EARLY WORKS- Harley Hay

Harley Hay, Red Deer’s renaissance man

City man keeps busy with wide range of artistic ventures

Native Red Deerian Harley Hay is, among other things, a filmmaker, writer, musician and photographer. He writes a weekly newspaper column, publishes his own books, runs a video production company, works on feature films in several different capacities and makes hilarious or serious, award-winning short films.

Married to Nina for 31 years he is the father of two successful grown-up children, “The rotten kids” often referred to in his writing. Best of all, Hay, perhaps the City’s best known renaissance man, is a raconteur with an infectious sense of humour.

It started with music, says Hay, describing himself as “right-brained.”

Raised in Parkvale, his first gig was playing drums in a marching band around age 11. By Gr. 9 he was part of the band that played at his own graduation. Mayor Morris Flewwelling, then his English teacher, hired the band to play at his wedding to Hazel some 40 odd years ago.

There were various bands through the teenage years; one toured in a 1951 Buick hearse bought for $300. Music was often more important than school. He remembers sleeping through a major departmental final exam at Lindsay Thurber after a late night gig in Calgary and the vice-principal didn’t even wake him up.

He says he and his band were the first “long-haired hippies” in Red Deer in the 60s and were even refused service in some Red Deer restaurants because of their hair.

“But that was great for somebody with a rebellious streak and it just made me want to grow my hair longer.”

In 1970 after high school he applied to film school at the University of Southern California and got preliminary acceptance.
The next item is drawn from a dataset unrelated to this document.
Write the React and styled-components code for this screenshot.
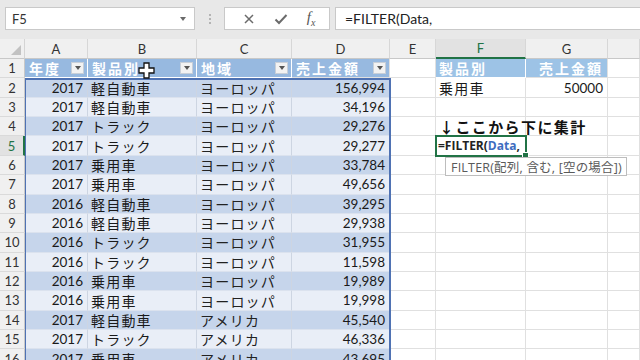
import React from 'react';
import styled, { createGlobalStyle } from 'styled-components';

const GlobalStyle = createGlobalStyle`
  html, body {
    margin: 0;
    padding: 0;
    background: #ffffff;
    overflow: hidden;
  }
  body {
    font-family: Lato, "Noto Sans CJK JP", sans-serif;
  }
`;

const JP = `"Noto Sans CJK JP", "Noto Sans", sans-serif`;
const ROW_H = 19.36;

const Frame = styled.div`
  position: relative;
  width: 640px;
  height: 360px;
  overflow: hidden;
  background: #ffffff;
`;

const FormulaBar = styled.div`
  display: flex;
  align-items: flex-start;
  height: 39px;
  box-sizing: border-box;
  padding-top: 7px;
  background: #e8e8e8;
`;

const Box = styled.div`
  display: flex;
  align-items: center;
  height: 23px;
  box-sizing: border-box;
  background: #ffffff;
  border: 1px solid #c9c9c9;
`;

const NameBox = styled(Box)`
  width: 190px;
  margin-left: 5px;
  padding: 0 8px 0 6px;
  justify-content: space-between;
  font-size: 13px;
  color: #333;
`;

const Caret = styled.span`
  width: 0;
  height: 0;
  border-left: 3.5px solid transparent;
  border-right: 3.5px solid transparent;
  border-top: 4px solid #6a6a6a;
`;

const Grip = styled.div`
  display: flex;
  flex-direction: column;
  align-items: center;
  justify-content: center;
  gap: 2px;
  width: 29px;
  height: 23px;
  span {
    width: 2px;
    height: 2px;
    background: #b4b4b4;
  }
`;

const FxBox = styled(Box)`
  width: 106px;
  justify-content: space-around;
  padding: 0 4px 0 8px;
  color: #6e6e6e;
`;

const Fx = styled.span`
  font-family: "Liberation Serif", serif;
  font-style: italic;
  font-size: 15px;
  color: #555;
  sub {
    font-size: 10px;
  }
`;

const FormulaInput = styled(Box)`
  flex: 1;
  margin-left: 5px;
  border-right: none;
  padding-left: 9px;
  font-size: 14px;
  color: #222;
`;

const Sheet = styled.div`
  display: grid;
  grid-template-columns: 25px 63px 109px 95px 98px 46px 90px 82px 1fr;
  grid-template-rows: 20px repeat(16, ${ROW_H}px);
`;

const Corner = styled.div`
  position: relative;
  background: #f0f0f0;
  border-right: 1px solid #d4d4d4;
  border-bottom: 1px solid #c8c8c8;
  &::after {
    content: '';
    position: absolute;
    right: 3px;
    bottom: 3px;
    border-left: 10px solid transparent;
    border-bottom: 10px solid #c2c2c2;
  }
`;

const ColHead = styled.div`
  display: flex;
  align-items: center;
  justify-content: center;
  font-size: 13px;
  color: ${(p) => (p.$active ? '#217346' : '#333')};
  background: ${(p) => (p.$active ? '#e2e2e2' : '#f0f0f0')};
  border-right: 1px solid #d7d7d7;
  border-bottom: ${(p) => (p.$active ? '2px solid #217346' : '1px solid #c8c8c8')};
  box-sizing: border-box;
`;

const RowHead = styled.div`
  display: flex;
  align-items: center;
  justify-content: center;
  font-size: 13px;
  color: ${(p) => (p.$active ? '#217346' : '#333')};
  background: ${(p) => (p.$active ? '#e2e2e2' : '#f0f0f0')};
  border-right: ${(p) => (p.$active ? '2px solid #217346' : '1px solid #c8c8c8')};
  border-bottom: 1px solid #dadada;
  box-sizing: border-box;
`;

const Cell = styled.div`
  display: flex;
  align-items: center;
  justify-content: ${(p) => (p.$align === 'right' ? 'flex-end' : 'flex-start')};
  padding: 0 ${(p) => (p.$align === 'right' ? '4px' : '3px')};
  box-sizing: border-box;
  background: ${(p) => p.$bg || '#ffffff'};
  border-right: 1px solid ${(p) => p.$line || '#e0e0e0'};
  border-bottom: 1px solid ${(p) => p.$hline || p.$line || '#e0e0e0'};
  font-family: ${(p) => (p.$jp ? JP : 'Lato, sans-serif')};
  font-size: ${(p) => (p.$jp ? '14px' : '13.5px')};
  font-weight: ${(p) => (p.$bold ? 700 : 400)};
  letter-spacing: ${(p) => (p.$jp ? '1.2px' : '0')};
  color: ${(p) => p.$color || '#1a1a1a'};
  white-space: nowrap;
  overflow: visible;
  position: relative;
  z-index: ${(p) => (p.$over ? 2 : 1)};
`;

const HeadCell = styled(Cell)`
  justify-content: space-between;
  padding: 0 3px 0 4px;
  letter-spacing: 2px;
`;

const FilterBtn = styled.span`
  display: flex;
  align-items: center;
  justify-content: center;
  width: 13px;
  height: 12px;
  background: #f2f2f2;
  border: 1px solid #c8cfd8;
  box-sizing: border-box;
  &::after {
    content: '';
    border-left: 3px solid transparent;
    border-right: 3px solid transparent;
    border-top: 4px solid #555;
  }
`;

const Note = styled.span`
  font-family: ${JP};
  font-weight: 700;
  font-size: 15px;
  letter-spacing: 1.4px;
  color: #111;
`;

const Typing = styled.span`
  font-family: "Open Sans", Lato, sans-serif;
  font-weight: 700;
  font-size: 12px;
  color: #222;
  b {
    font-weight: 700;
    color: #3e6dbf;
  }
`;

const RangeFrame = styled.div`
  position: absolute;
  left: 25px;
  top: ${39 + 20 + ROW_H}px;
  width: 366px;
  height: 300px;
  box-sizing: border-box;
  border: 2px solid #4f72b3;
  border-left-width: 1px;
  z-index: 3;
  pointer-events: none;
`;

const ActiveFrame = styled.div`
  position: absolute;
  left: 435px;
  top: ${39 + 20 + ROW_H * 4 - 1}px;
  width: 92px;
  height: ${ROW_H + 2}px;
  box-sizing: border-box;
  border: 2px solid #217346;
  z-index: 3;
  &::after {
    content: '';
    position: absolute;
    right: -4px;
    bottom: -4px;
    width: 5px;
    height: 5px;
    background: #217346;
    border: 1px solid #ffffff;
  }
`;

const Tooltip = styled.div`
  position: absolute;
  left: 445px;
  top: 157px;
  height: 19px;
  box-sizing: border-box;
  padding: 0 4px 0 5px;
  display: flex;
  align-items: center;
  background: #ffffff;
  border: 1px solid #bdbdbd;
  font-family: "Open Sans", ${JP};
  font-size: 12.5px;
  letter-spacing: 0.2px;
  color: #5a5a5a;
  white-space: nowrap;
  z-index: 4;
`;

const Cursor = styled.svg`
  position: absolute;
  left: 138px;
  top: 62px;
  z-index: 5;
`;

const cols = ['A', 'B', 'C', 'D', 'E', 'F', 'G', ''];

const data = [
  [2017, '軽自動車', 'ヨーロッパ', '156,994'],
  [2017, '軽自動車', 'ヨーロッパ', '34,196'],
  [2017, 'トラック', 'ヨーロッパ', '29,276'],
  [2017, 'トラック', 'ヨーロッパ', '29,277'],
  [2017, '乗用車', 'ヨーロッパ', '33,784'],
  [2017, '乗用車', 'ヨーロッパ', '49,656'],
  [2016, '軽自動車', 'ヨーロッパ', '39,295'],
  [2016, '軽自動車', 'ヨーロッパ', '29,938'],
  [2016, 'トラック', 'ヨーロッパ', '31,955'],
  [2016, 'トラック', 'ヨーロッパ', '11,598'],
  [2016, '乗用車', 'ヨーロッパ', '19,989'],
  [2016, '乗用車', 'ヨーロッパ', '19,998'],
  [2017, '軽自動車', 'アメリカ', '45,540'],
  [2017, 'トラック', 'アメリカ', '46,336'],
  [2017, '乗用車', 'アメリカ', '43,695'],
];

const HEAD_BG = '#97b9e0';
const BAND_DARK = '#c6d5eb';
const BAND_LIGHT = '#e9eef7';
const TABLE_LINE = '#cdd5e2';
const SIDE_HEAD = '#9dc3e6';

// cells right of the table (E..H) for a given row number
const sideCells = (n) => {
  const out = [<Cell key="e" />];
  if (n === 1) {
    out.push(
      <Cell key="f" $jp $bold $bg={SIDE_HEAD} $line="#ffffff" $color="#ffffff" style={{ letterSpacing: '2px' }}>製品別</Cell>,
      <Cell key="g" $jp $bold $bg={SIDE_HEAD} $align="right" $line="#e0e0e0" $color="#ffffff" style={{ letterSpacing: '2px' }}>売上金額</Cell>
    );
  } else if (n === 2) {
    out.push(<Cell key="f" $jp>乗用車</Cell>, <Cell key="g" $align="right">50000</Cell>);
  } else if (n === 4) {
    out.push(
      <Cell key="f" $over><Note>↓ここから下に集計</Note></Cell>,
      <Cell key="g" />
    );
  } else if (n === 5) {
    out.push(
      <Cell key="f" $over style={{ paddingLeft: '2px' }}>
        <Typing>=FILTER(<b>Data</b>,</Typing>
      </Cell>,
      <Cell key="g" />
    );
  } else {
    out.push(<Cell key="f" />, <Cell key="g" />);
  }
  out.push(<Cell key="h" />);
  return out;
};

const App = () => {
  return (
    <Frame>
      <GlobalStyle />
      <FormulaBar>
        <NameBox>
          <span>F5</span>
          <Caret />
        </NameBox>
        <Grip>
          <span />
          <span />
          <span />
        </Grip>
        <FxBox>
          <svg width="12" height="12" viewBox="0 0 12 12">
            <path d="M2 2 L10 10 M10 2 L2 10" stroke="#6b6b6b" strokeWidth="1.5" fill="none" />
          </svg>
          <svg width="14" height="12" viewBox="0 0 14 12">
            <path d="M1.5 6.5 L5 10 L12.5 2" stroke="#6b6b6b" strokeWidth="2" fill="none" />
          </svg>
          <Fx>f<sub>x</sub></Fx>
        </FxBox>
        <FormulaInput>=FILTER(Data,</FormulaInput>
      </FormulaBar>

      <Sheet>
        <Corner />
        {cols.map((c, i) => (
          <ColHead key={i} $active={c === 'F'}>{c}</ColHead>
        ))}

        <RowHead>1</RowHead>
        <HeadCell $jp $bold $bg={HEAD_BG} $line="#ffffff" $color="#ffffff"><span>年度</span><FilterBtn /></HeadCell>
        <HeadCell $jp $bold $bg={HEAD_BG} $line="#ffffff" $color="#ffffff"><span>製品別</span><FilterBtn /></HeadCell>
        <HeadCell $jp $bold $bg={HEAD_BG} $line="#ffffff" $color="#ffffff"><span>地域</span><FilterBtn /></HeadCell>
        <HeadCell $jp $bold $bg={HEAD_BG} $line="#e0e0e0" $color="#ffffff"><span>売上金額</span><FilterBtn /></HeadCell>
        {sideCells(1)}

        {data.map((r, i) => {
          const n = i + 2;
          const bg = n % 2 === 0 ? BAND_DARK : BAND_LIGHT;
          return (
            <React.Fragment key={n}>
              <RowHead $active={n === 5}>{n}</RowHead>
              <Cell $align="right" $bg={bg} $line={TABLE_LINE} $hline="#dbe2ee">{r[0]}</Cell>
              <Cell $jp $bg={bg} $line={TABLE_LINE} $hline="#dbe2ee">{r[1]}</Cell>
              <Cell $jp $bg={bg} $line={TABLE_LINE} $hline="#dbe2ee" $color="#222">{r[2]}</Cell>
              <Cell $align="right" $bg={bg} $line={TABLE_LINE} $hline="#dbe2ee">{r[3]}</Cell>
              {sideCells(n)}
            </React.Fragment>
          );
        })}
      </Sheet>

      <RangeFrame />
      <ActiveFrame />
      <Tooltip>FILTER(配列, 含む, [空の場合])</Tooltip>

      <Cursor width="17" height="17" viewBox="0 0 17 17">
        <path
          d="M6 1 H11 V6 H16 V11 H11 V16 H6 V11 H1 V6 H6 Z"
          fill="#ffffff"
          stroke="#111"
          strokeWidth="1.3"
        />
      </Cursor>
    </Frame>
  );
};

export default App;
Tuition alone was $11,500 even then, but if he’d gone he would have been in school with Francis Ford Coppola, Steven Spielberg and George Lucas, future giants in the film world.

So when it came to a choice between film school and forming a professional band and going on the road, music won. He helped form an eight-piece horn band, the Gaetz Avenue Dance Band, (“the world’s worst name for a band and, ironically, we hardly ever played in Red Deer”).
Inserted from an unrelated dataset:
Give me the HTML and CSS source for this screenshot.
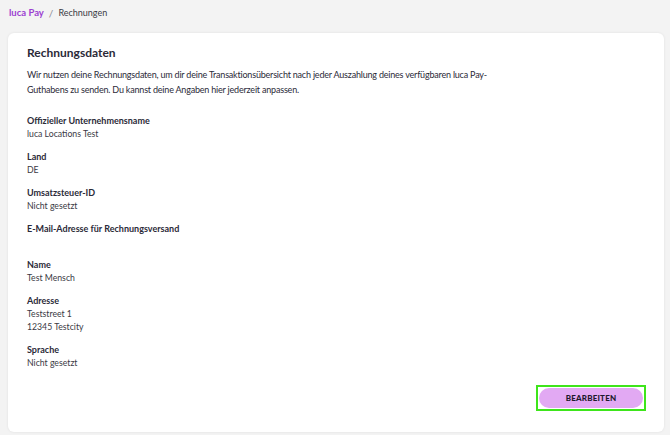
FILE: index.html
```html
<!DOCTYPE html>
<html lang="de">
<head>
<meta charset="utf-8">
<link rel="stylesheet" href="styles.css">
</head>
<body>
<nav class="crumbs">
  <a class="crumb-link">luca Pay</a>
  <span class="sep">/</span>
  <span class="crumb-current">Rechnungen</span>
</nav>
<main class="card">
  <h1 class="title">Rechnungsdaten</h1>
  <p class="intro">Wir nutzen deine Rechnungsdaten, um dir deine Transaktionsübersicht nach jeder Auszahlung deines verfügbaren luca Pay-<br>Guthabens zu senden. Du kannst deine Angaben hier jederzeit anpassen.</p>
  <dl class="fields">
    <div class="field"><dt>Offizieller Unternehmensname</dt><dd>luca Locations Test</dd></div>
    <div class="field"><dt>Land</dt><dd>DE</dd></div>
    <div class="field"><dt>Umsatzsteuer-ID</dt><dd>Nicht gesetzt</dd></div>
    <div class="field"><dt>E-Mail-Adresse für Rechnungsversand</dt><dd>&nbsp;</dd></div>
    <div class="field"><dt>Name</dt><dd>Test Mensch</dd></div>
    <div class="field"><dt>Adresse</dt><dd>Teststreet 1</dd><dd>12345 Testcity</dd></div>
    <div class="field"><dt>Sprache</dt><dd>Nicht gesetzt</dd></div>
  </dl>
  <div class="actions">
    <div class="focus-ring"><button class="btn">BEARBEITEN</button></div>
  </div>
</main>
</body>
</html>
```
FILE: styles.css
```css
html, body {
  margin: 0;
  padding: 0;
}
body {
  background: #f3f3f3;
  font-family: Lato, "Noto Sans", sans-serif;
  color: #2b2a38;
  width: 670px;
  height: 435px;
  overflow: hidden;
}
.crumbs {
  display: flex;
  align-items: center;
  gap: 5px;
  padding: 5px 0 0 9px;
  height: 15px;
}
.crumb-link {
  color: #9b3fd1;
  font-weight: 700;
  font-size: 9.5px;
}
.sep {
  color: #8a8a94;
  font-size: 10px;
}
.crumb-current {
  color: #3a3a44;
  font-size: 9px;
}
.card {
  margin: 13px 6px 3px 8px;
  background: #fff;
  border-radius: 6px;
  box-shadow: 0 0 3px rgba(0,0,0,0.08);
  padding: 12px 19px 21px 19px;
  height: 399px;
  box-sizing: border-box;
  display: flex;
  flex-direction: column;
}
.title {
  margin: 0;
  font-size: 12px;
  font-weight: 700;
  line-height: 16px;
}
.intro {
  margin: 6px 0 0;
  font-size: 9px;
  letter-spacing: -0.2px;
  line-height: 15px;
}
.fields {
  margin: 17px 0 0;
  display: flex;
  flex-direction: column;
  gap: 10px;
}
.field dt {
  font-size: 9px;
  font-weight: 700;
  line-height: 13px;
}
.field dd {
  margin: 0;
  font-size: 8.7px;
  line-height: 13px;
  color: #3a3a44;
}
.actions {
  margin-top: auto;
  display: flex;
  justify-content: flex-end;
}
.focus-ring {
  border: 2px solid #3ee51b;
  padding: 1px;
  margin-right: -1px;
}
.btn {
  display: block;
  width: 104px;
  height: 20px;
  border: none;
  border-radius: 10px;
  background: #e2a9f3;
  color: #1e1a2e;
  font-family: Lato, "Noto Sans", sans-serif;
  font-weight: 900;
  font-size: 8px;
  letter-spacing: 0.2px;
  padding: 0;
}
```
“We played the Calgary Stampede, Vancouver, Western Canada, Washington State, even opened for big bands like Chilliwack and Lover Boy,” says Hay. “That worked for a few years, I wrote a few tunes, but eventually I went back to school and financed it with a really bad series of wedding bands, graduating as a law clerk from RDC, was essentially a legal secretary, and there I was typing away.

“This wasn’t really what I wanted to do, so I took Honours English at U of A and taught at Lindsay Thurber and later Red Deer College, but I wasn’t cut out to be a teacher either.”
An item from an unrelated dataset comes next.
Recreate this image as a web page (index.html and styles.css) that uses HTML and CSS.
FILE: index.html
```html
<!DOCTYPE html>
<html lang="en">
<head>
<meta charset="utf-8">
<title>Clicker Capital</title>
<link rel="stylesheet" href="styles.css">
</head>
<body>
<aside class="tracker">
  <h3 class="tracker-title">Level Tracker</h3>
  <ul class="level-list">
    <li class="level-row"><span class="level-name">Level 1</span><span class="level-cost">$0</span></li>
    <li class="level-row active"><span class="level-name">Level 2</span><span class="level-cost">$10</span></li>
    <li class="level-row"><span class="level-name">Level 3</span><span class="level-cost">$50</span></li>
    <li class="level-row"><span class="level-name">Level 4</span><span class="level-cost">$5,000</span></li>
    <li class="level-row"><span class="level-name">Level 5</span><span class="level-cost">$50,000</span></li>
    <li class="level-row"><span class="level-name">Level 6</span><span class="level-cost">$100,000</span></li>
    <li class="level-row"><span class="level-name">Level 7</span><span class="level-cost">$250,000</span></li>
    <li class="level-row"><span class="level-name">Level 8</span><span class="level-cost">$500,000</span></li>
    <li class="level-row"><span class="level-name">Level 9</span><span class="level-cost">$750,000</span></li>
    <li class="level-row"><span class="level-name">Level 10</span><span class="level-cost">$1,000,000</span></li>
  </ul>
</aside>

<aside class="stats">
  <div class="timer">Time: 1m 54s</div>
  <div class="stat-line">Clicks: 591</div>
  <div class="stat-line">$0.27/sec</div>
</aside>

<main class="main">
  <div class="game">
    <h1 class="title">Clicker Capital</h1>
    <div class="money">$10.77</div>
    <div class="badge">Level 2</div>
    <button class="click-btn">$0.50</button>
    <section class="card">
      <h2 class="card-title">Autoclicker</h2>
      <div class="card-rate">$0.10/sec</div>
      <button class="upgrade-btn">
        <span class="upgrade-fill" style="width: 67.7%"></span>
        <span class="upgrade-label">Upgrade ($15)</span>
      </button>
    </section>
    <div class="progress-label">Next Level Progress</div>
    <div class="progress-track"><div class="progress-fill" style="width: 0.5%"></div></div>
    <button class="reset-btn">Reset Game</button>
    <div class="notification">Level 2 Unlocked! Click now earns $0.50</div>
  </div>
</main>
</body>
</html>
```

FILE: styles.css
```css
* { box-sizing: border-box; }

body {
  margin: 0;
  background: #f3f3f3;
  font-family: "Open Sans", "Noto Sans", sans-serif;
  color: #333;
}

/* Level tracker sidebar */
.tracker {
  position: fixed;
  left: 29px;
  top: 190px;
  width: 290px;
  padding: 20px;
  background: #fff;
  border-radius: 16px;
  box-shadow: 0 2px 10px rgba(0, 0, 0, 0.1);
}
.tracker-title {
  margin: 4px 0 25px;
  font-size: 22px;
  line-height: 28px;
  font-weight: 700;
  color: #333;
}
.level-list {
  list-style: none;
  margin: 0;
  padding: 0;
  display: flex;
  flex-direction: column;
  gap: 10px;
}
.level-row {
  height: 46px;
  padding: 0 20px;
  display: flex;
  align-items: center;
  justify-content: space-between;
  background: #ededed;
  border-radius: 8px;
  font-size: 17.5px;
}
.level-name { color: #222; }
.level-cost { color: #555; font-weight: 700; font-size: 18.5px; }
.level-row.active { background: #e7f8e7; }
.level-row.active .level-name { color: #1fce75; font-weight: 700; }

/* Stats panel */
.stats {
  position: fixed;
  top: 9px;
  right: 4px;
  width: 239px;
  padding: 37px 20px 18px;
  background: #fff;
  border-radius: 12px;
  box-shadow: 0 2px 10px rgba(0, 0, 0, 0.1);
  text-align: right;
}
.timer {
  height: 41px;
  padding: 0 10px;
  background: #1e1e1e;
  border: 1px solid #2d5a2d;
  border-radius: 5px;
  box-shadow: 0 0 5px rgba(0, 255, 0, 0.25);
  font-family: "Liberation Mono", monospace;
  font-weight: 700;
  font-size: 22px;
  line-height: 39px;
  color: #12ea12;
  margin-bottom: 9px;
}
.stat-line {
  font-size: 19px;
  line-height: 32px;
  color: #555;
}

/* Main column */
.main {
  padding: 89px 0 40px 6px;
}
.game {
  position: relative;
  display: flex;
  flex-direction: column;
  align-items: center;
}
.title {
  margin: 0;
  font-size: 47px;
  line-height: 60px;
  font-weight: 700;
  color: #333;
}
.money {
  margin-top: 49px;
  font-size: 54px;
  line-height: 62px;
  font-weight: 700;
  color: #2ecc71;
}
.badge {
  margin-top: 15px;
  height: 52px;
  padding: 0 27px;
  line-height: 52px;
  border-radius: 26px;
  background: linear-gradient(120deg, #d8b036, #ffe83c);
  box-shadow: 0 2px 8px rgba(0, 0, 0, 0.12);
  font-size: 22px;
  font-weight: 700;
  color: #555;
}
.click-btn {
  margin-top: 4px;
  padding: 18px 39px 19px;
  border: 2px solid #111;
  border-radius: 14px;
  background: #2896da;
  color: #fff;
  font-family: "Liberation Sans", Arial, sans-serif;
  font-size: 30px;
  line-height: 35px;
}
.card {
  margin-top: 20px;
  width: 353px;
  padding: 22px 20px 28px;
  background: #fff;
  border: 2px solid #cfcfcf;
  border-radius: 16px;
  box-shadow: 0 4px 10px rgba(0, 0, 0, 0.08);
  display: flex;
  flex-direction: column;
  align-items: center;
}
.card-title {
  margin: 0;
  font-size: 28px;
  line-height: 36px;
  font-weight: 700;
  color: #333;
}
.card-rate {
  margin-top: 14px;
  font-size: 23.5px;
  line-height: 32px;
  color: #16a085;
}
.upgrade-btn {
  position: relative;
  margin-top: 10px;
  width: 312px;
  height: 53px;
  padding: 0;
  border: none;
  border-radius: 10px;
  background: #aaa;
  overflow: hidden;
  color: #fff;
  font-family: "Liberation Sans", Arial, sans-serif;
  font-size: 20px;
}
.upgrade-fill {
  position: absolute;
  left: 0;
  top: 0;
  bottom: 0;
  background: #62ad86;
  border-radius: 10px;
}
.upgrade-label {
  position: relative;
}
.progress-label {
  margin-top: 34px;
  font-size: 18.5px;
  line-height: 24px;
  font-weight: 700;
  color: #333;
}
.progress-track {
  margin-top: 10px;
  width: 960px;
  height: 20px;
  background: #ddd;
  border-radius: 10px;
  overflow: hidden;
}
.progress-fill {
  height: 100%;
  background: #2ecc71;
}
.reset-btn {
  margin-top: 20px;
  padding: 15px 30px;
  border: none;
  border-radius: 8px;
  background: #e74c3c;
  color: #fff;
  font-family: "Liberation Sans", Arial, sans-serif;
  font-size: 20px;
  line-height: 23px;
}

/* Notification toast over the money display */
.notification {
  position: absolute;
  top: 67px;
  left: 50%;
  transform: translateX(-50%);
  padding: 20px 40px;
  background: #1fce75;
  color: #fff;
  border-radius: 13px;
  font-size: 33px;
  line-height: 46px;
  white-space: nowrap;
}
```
He adds film was a passion from early on.

“I always liked film. The movie theatre was a magic place. What I really wanted to do was make films. I’ve been a frustrated filmmaker since I was a teenager. I’d bought a 16-millimetre camera and started making my own films, but didn’t know what I was doing,” says Hay. “There were no nearby film schools in those days. So I volunteered at Shaw Cable, then worked as a cameraman at RDTV for four years, shooting everything, doing my own editing. It was the first big step in learning what I wanted to do when I grew up (which I still haven’t).”

Then he worked for CFRN as a reporter and that got him writing. He also got involved with Larry Reese and others who started the film program at RDC. He was the camera operator and an associate producer on Naked Frailties, a full-length motion picture made by volunteers at RDC for $30,000 in 1998. That started him writing film scripts and since 1991 he’s also worked at Nova doing safety and training films and still photography.

Somehow he also finds the time to write and make his own films. He’s a freelancer, a deliberate choice to do what satisfies him the most, even it means less money and security.

“If you’re doing what you love doing, you’re doing well. I love the creative process, music, film, writing.” But he says staying in Red Deer “was the biggest disappointment of my life and maybe the best decision I ever made. I love it here, my family’s all here, it’s a great place to raise a family.

“Being a father is the most important thing I’ve done. Both my kids have said to me that growing up in Red Deer was the best thing that could have happened to them. But I do have regrets, the coulda, woulda, shoulda kind, I could have been a contender, but I was a bit chicken. However, with my personality, I think I needed to be grounded (in Red Deer).”